News Columns & Blogs

Chattahoochee Chatter: The value in family, community and diversity

As the Muscogee County School Board began its annual retreat Saturday, this time in the Cunningham Center for Leadership Development at Columbus State University, board chairman Rob Varner of District 5 reminded his fellow representatives, “We’re in a political campaign, a political season, but I hope that, at least for today, let’s set those very legitimate differences that we all have, set them aside and think about the children, because we have important work to do.

"The campaign will be over. What will be will be. But the work's going to continue on, regardless of the outcome. So from our standpoint, it's important for us to think beyond March the 17th, and let's think to a year or two or three years down the road for some of the decisions this board will have to make that will impact the lives of our children in our community. I just ask us to keep all that in mind."

Détente lasted about 25 minutes.

During a presentation from Muscogee County School District chief financial officer Theresa Thornton, District 8 representative Frank Myers, who is campaigning against the sales tax referendum, asked for a document that shows the school system's revenue streams over the past 10 years.

Board vice chairwoman Pat Hugley Green of District 1 said that information is in the CAFR, which is the comprehensive annual financial report.

Myers told Green, "If I had the CAFR, would I be asking the question?"

"That's what I'm trying to find out," Green said.

"Well, I'm talking to this lady," Myers said, referring to Thornton. "So let me just have a conversation with her."

"Yes, sir," Thornton said. "We can give you that."

By lunch time, Myers had left the retreat, which concluded around 2 p.m.

Asked why he left early, Myers told Chatterland in a text message, "I did not have an agenda until two days before the event. When we got the agenda, it was very sketchy. I went to the retreat to find out if they were going to talk about academic achievement and how to save these 10 failing schools. When I realized that was not going to happen, I decided there was a better use of my time elsewhere."

Asked where he went, Myers didn't say.

Look. We're not last in something. Not first, but not last.

A story by Ocean Malandra for Apartment List, an online apartment rental marketplace, lists the top 10 Georgia cities for families and Columbus comes in at No. 7 beating out Athens, Atlanta and Macon.

Finishing above Columbus were Roswell, Alpharetta, Smyrna, Sandy Springs, Marietta and Valdosta.

There was no information about where lower-ranked Georgia cities such as Albany, Savannah and Augusta would place.

The four factors considered were safety, school quality, housing cost and child friendliness,

It's a great effort to get more males of color to go to college. But it also could pay off with a visit from First Lady Michelle Obama -- if a student video is a success.

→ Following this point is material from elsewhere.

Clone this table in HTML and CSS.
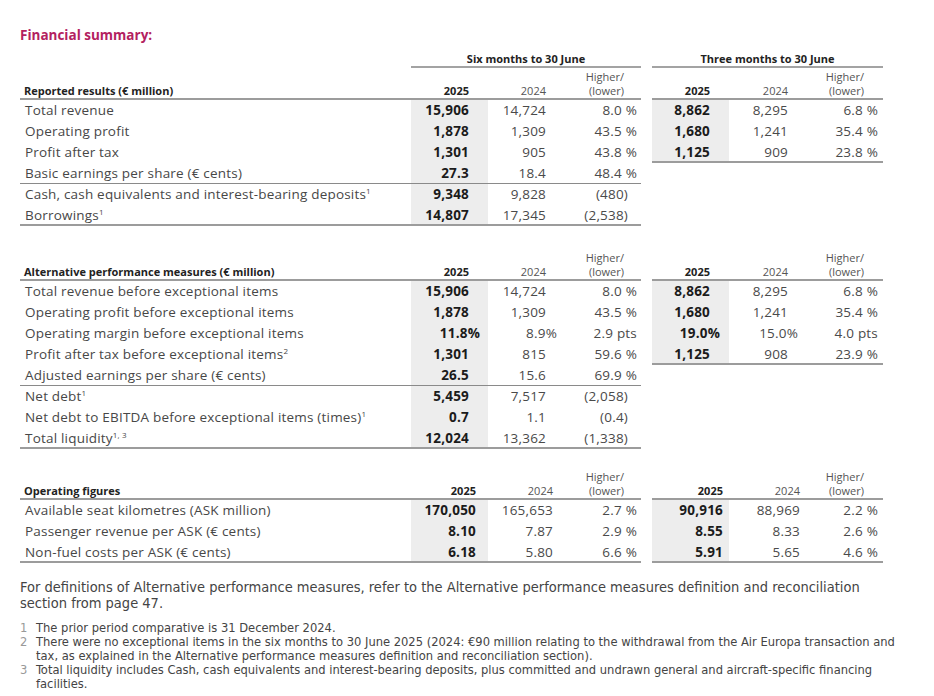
FILE: index.html
```html
<!DOCTYPE html>
<html lang="en">
<head>
<meta charset="utf-8">
<title>Financial summary</title>
<link rel="stylesheet" href="styles.css">
</head>
<body>
<div class="page">
  <h1 class="title">Financial summary:</h1>

  <table class="fin s1">
    <colgroup>
      <col class="c-label"><col class="c-n"><col class="c-n"><col class="c-h"><col class="c-gap"><col class="c-n"><col class="c-n"><col class="c-n">
    </colgroup>
    <tr class="period">
      <td></td>
      <td colspan="3" class="ph">Six months to 30 June</td>
      <td class="gap"></td>
      <td colspan="3" class="ph">Three months to 30 June</td>
    </tr>
    <tr class="head">
      <td class="lab">Reported results (€ million)</td>
      <td class="y25">2025</td><td class="y24">2024</td><td class="hl">Higher/<br>(lower)</td>
      <td class="gap"></td>
      <td class="y25 t">2025</td><td class="y24 t">2024</td><td class="hl t">Higher/<br>(lower)</td>
    </tr>
    <tr>
      <td class="row">Total revenue</td>
      <td class="v b">15,906</td><td class="v">14,724</td><td class="p">8.0 %</td>
      <td class="gap"></td>
      <td class="v b t">8,862</td><td class="v t t24">8,295</td><td class="p t">6.8 %</td>
    </tr>
    <tr>
      <td class="row">Operating profit</td>
      <td class="v b">1,878</td><td class="v">1,309</td><td class="p">43.5 %</td>
      <td class="gap"></td>
      <td class="v b t">1,680</td><td class="v t t24">1,241</td><td class="p t">35.4 %</td>
    </tr>
    <tr>
      <td class="row">Profit after tax</td>
      <td class="v b">1,301</td><td class="v">905</td><td class="p">43.8 %</td>
      <td class="gap"></td>
      <td class="v b t end">1,125</td><td class="v t t24 end">909</td><td class="p t end">23.8 %</td>
    </tr>
    <tr class="sep">
      <td class="row">Basic earnings per share (€ cents)</td>
      <td class="v b">27.3</td><td class="v">18.4</td><td class="p">48.4 %</td>
      <td class="gap"></td><td class="blank"></td><td class="blank"></td><td class="blank"></td>
    </tr>
    <tr>
      <td class="row">Cash, cash equivalents and interest-bearing deposits<sup>1</sup></td>
      <td class="v b">9,348</td><td class="v">9,828</td><td class="p par">(480)</td>
      <td class="gap"></td><td class="blank"></td><td class="blank"></td><td class="blank"></td>
    </tr>
    <tr class="last">
      <td class="row">Borrowings<sup>1</sup></td>
      <td class="v b">14,807</td><td class="v">17,345</td><td class="p par">(2,538)</td>
      <td class="gap"></td><td class="blank"></td><td class="blank"></td><td class="blank"></td>
    </tr>
  </table>

  <table class="fin s2">
    <colgroup>
      <col class="c-label"><col class="c-n"><col class="c-n"><col class="c-h"><col class="c-gap"><col class="c-n"><col class="c-n"><col class="c-n">
    </colgroup>
    <tr class="head">
      <td class="lab">Alternative performance measures (€ million)</td>
      <td class="y25">2025</td><td class="y24">2024</td><td class="hl">Higher/<br>(lower)</td>
      <td class="gap"></td>
      <td class="y25 t">2025</td><td class="y24 t">2024</td><td class="hl t">Higher/<br>(lower)</td>
    </tr>
    <tr>
      <td class="row">Total revenue before exceptional items</td>
      <td class="v b">15,906</td><td class="v">14,724</td><td class="p">8.0 %</td>
      <td class="gap"></td>
      <td class="v b t">8,862</td><td class="v t t24">8,295</td><td class="p t">6.8 %</td>
    </tr>
    <tr>
      <td class="row">Operating profit before exceptional items</td>
      <td class="v b">1,878</td><td class="v">1,309</td><td class="p">43.5 %</td>
      <td class="gap"></td>
      <td class="v b t">1,680</td><td class="v t t24">1,241</td><td class="p t">35.4 %</td>
    </tr>
    <tr>
      <td class="row">Operating margin before exceptional items</td>
      <td class="v b pc">11.8%</td><td class="v pc">8.9%</td><td class="p">2.9 pts</td>
      <td class="gap"></td>
      <td class="v b t pc">19.0%</td><td class="v t t24 pc">15.0%</td><td class="p t">4.0 pts</td>
    </tr>
    <tr>
      <td class="row">Profit after tax before exceptional items<sup>2</sup></td>
      <td class="v b">1,301</td><td class="v">815</td><td class="p">59.6 %</td>
      <td class="gap"></td>
      <td class="v b t end">1,125</td><td class="v t t24 end">908</td><td class="p t end">23.9 %</td>
    </tr>
    <tr class="sep">
      <td class="row">Adjusted earnings per share (€ cents)</td>
      <td class="v b">26.5</td><td class="v">15.6</td><td class="p">69.9 %</td>
      <td class="gap"></td><td class="blank"></td><td class="blank"></td><td class="blank"></td>
    </tr>
    <tr>
      <td class="row">Net debt<sup>1</sup></td>
      <td class="v b">5,459</td><td class="v">7,517</td><td class="p par">(2,058)</td>
      <td class="gap"></td><td class="blank"></td><td class="blank"></td><td class="blank"></td>
    </tr>
    <tr>
      <td class="row">Net debt to EBITDA before exceptional items (times)<sup>1</sup></td>
      <td class="v b">0.7</td><td class="v">1.1</td><td class="p par">(0.4)</td>
      <td class="gap"></td><td class="blank"></td><td class="blank"></td><td class="blank"></td>
    </tr>
    <tr class="last">
      <td class="row">Total liquidity<sup>1, 3</sup></td>
      <td class="v b">12,024</td><td class="v">13,362</td><td class="p par">(1,338)</td>
      <td class="gap"></td><td class="blank"></td><td class="blank"></td><td class="blank"></td>
    </tr>
  </table>

  <table class="fin s3">
    <colgroup>
      <col class="c-label"><col class="c-n"><col class="c-n"><col class="c-h"><col class="c-gap"><col class="c-n"><col class="c-n"><col class="c-n">
    </colgroup>
    <tr class="head">
      <td class="lab">Operating figures</td>
      <td class="y25">2025</td><td class="y24">2024</td><td class="hl">Higher/<br>(lower)</td>
      <td class="gap"></td>
      <td class="y25 t">2025</td><td class="y24 t">2024</td><td class="hl t">Higher/<br>(lower)</td>
    </tr>
    <tr>
      <td class="row">Available seat kilometres (ASK million)</td>
      <td class="v b">170,050</td><td class="v">165,653</td><td class="p">2.7 %</td>
      <td class="gap"></td>
      <td class="v b t">90,916</td><td class="v t t24">88,969</td><td class="p t">2.2 %</td>
    </tr>
    <tr>
      <td class="row">Passenger revenue per ASK (€ cents)</td>
      <td class="v b">8.10</td><td class="v">7.87</td><td class="p">2.9 %</td>
      <td class="gap"></td>
      <td class="v b t">8.55</td><td class="v t t24">8.33</td><td class="p t">2.6 %</td>
    </tr>
    <tr class="last">
      <td class="row">Non-fuel costs per ASK (€ cents)</td>
      <td class="v b">6.18</td><td class="v">5.80</td><td class="p">6.6 %</td>
      <td class="gap"></td>
      <td class="v b t">5.91</td><td class="v t t24">5.65</td><td class="p t">4.6 %</td>
    </tr>
  </table>

  <p class="note">For definitions of Alternative performance measures, refer to the Alternative performance measures definition and reconciliation section from page 47.</p>

  <ol class="footnotes">
    <li><span class="fnum">1</span><span class="ftext">The prior period comparative is 31 December 2024.</span></li>
    <li><span class="fnum">2</span><span class="ftext">There were no exceptional items in the six months to 30 June 2025 (2024: €90 million relating to the withdrawal from the Air Europa transaction and tax, as explained in the Alternative performance measures definition and reconciliation section).</span></li>
    <li><span class="fnum">3</span><span class="ftext">Total liquidity includes Cash, cash equivalents and interest-bearing deposits, plus committed and undrawn general and aircraft-specific financing facilities.</span></li>
  </ol>
</div>
</body>
</html>
```

FILE: styles.css
```css
* { box-sizing: border-box; }

body {
  margin: 0;
  background: #ffffff;
  font-family: "Open Sans", "DejaVu Sans", sans-serif;
  color: #3d3d3d;
}

.page {
  padding: 27px 0 0 20px;
  width: 934px;
}

.title {
  margin: 0;
  font-size: 13.5px;
  line-height: 16px;
  font-weight: 700;
  color: #b3215f;
}

.fin {
  border-collapse: separate;
  border-spacing: 0;
  table-layout: fixed;
  width: 863px;
}

.fin td {
  padding: 0;
  white-space: nowrap;
}

.c-label { width: 391px; }
.c-n { width: 77px; }
.c-h { width: 76px; }
.c-gap { width: 11px; }

.s1 { margin-top: 7px; }
.s2 { margin-top: 23px; }
.s3 { margin-top: 19px; }

/* period header */
.fin .period td { height: 18px; line-height: 16px; vertical-align: top; padding-top: 1px; }
.fin td.ph {
  text-align: center;
  font-size: 11px;
  font-weight: 700;
  color: #222;
  box-shadow: inset 0 -2px #a3a3a3;
}

/* column header */
.fin .head td {
  height: 32px;
  vertical-align: bottom;
  font-size: 11px;
  line-height: 14px;
  padding-bottom: 2px;
  box-shadow: inset 0 -2px #9c9c9c;
}
.fin .head td.gap { box-shadow: none; }
.fin .head td.lab { font-weight: 700; color: #222; padding-left: 4px; }
.fin .head td.y25 { font-weight: 700; color: #222; text-align: right; padding-right: 19px; }
.fin .head td.y24 { text-align: right; padding-right: 19px; color: #555; }
.fin .head td.hl { text-align: right; padding-right: 17px; color: #555; }
.fin .head td.y25.t { padding-right: 19px; }
.fin .head td.y24.t { padding-right: 18px; }
.fin .head td.hl.t { padding-right: 19px; }

/* data rows */
.fin tr:not(.head):not(.period) td {
  height: 21px;
  line-height: 21px;
  font-size: 13.5px;
  letter-spacing: 0.2px;
}
.fin td.row { padding-left: 5px; color: #474747; }
.fin td.v { text-align: right; padding-right: 19px; color: #4a4a4a; }
.fin td.v.t24 { padding-right: 18px; }
.fin td.v.b { font-weight: 700; color: #1b1b1b; background: #ededed; }
.fin td.p { text-align: right; padding-right: 4px; color: #4a4a4a; }
.fin td.p.t { padding-right: 5px; }
.fin td.p.par { padding-right: 13px; }
.fin td.v.pc { padding-right: 8px; }
.fin td.v.t.pc { padding-right: 9px; }
.fin td.v.t24.pc { padding-right: 8px; }

.fin td.end { box-shadow: inset 0 -2px #9c9c9c; }
.fin tr.sep td { box-shadow: inset 0 -1px #8a8a8a; }
.fin tr.last td { box-shadow: inset 0 -2px #9c9c9c; }
.fin tr td.gap,
.fin tr td.blank { box-shadow: none; background: none; }

/* operating figures column alignment */
.s3 .head td.y25, .s3 .head td.y24 { padding-right: 12px; }
.s3 .head td.y25.t, .s3 .head td.y24.t { padding-right: 6px; }
.s3 td.v { padding-right: 12px; }
.s3 td.v.t, .s3 td.v.t24 { padding-right: 6px; }

sup {
  font-size: 8px;
  line-height: 0;
  vertical-align: 5px;
}

.note {
  margin: 16px 0 0 0;
  width: 870px;
  font-family: "Liberation Sans Narrow", "DejaVu Sans Condensed", "Liberation Sans", sans-serif;
  font-size: 14.5px;
  line-height: 16px;
  color: #444;
}

.footnotes {
  list-style: none;
  margin: 10px 0 0 0;
  padding: 0;
  width: 880px;
  font-family: "Liberation Sans Narrow", "DejaVu Sans Condensed", "Liberation Sans", sans-serif;
  font-size: 12.8px;
  line-height: 14px;
  color: #444;
}
.footnotes li {
  display: flex;
}
.fnum {
  flex: 0 0 16px;
  color: #999;
}
.ftext { flex: 1; }
```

Columbus State University said Wednesday that more than 70 students from area high schools visited the university in late February to take part in the African American Male Initiative's "College Student for a Day" experience. CSU's Office of Diversity Programs and Services captured the day's events and submitted a video to the White House as part of the first lady's "Near-Peer Mentoring College Challenge." The challenge, a Reach Higher initiative, asks schools to share how they are making attending and completing college a reality for students. Video finalists just might earn a visit from Obama during this spring's commencement ceremony.

"We believe this event, along with our continuous outreach, will perpetuate the cycle of recruitment, retention and, most importantly, graduation for high school and college males," said Johniqua Williams, student development specialist for CSU's Office of Diversity Programs and Services. The video can be viewed on CSU's YouTube channel at

And good luck with landing a visit to our beloved Chatterland from the nation's first lady.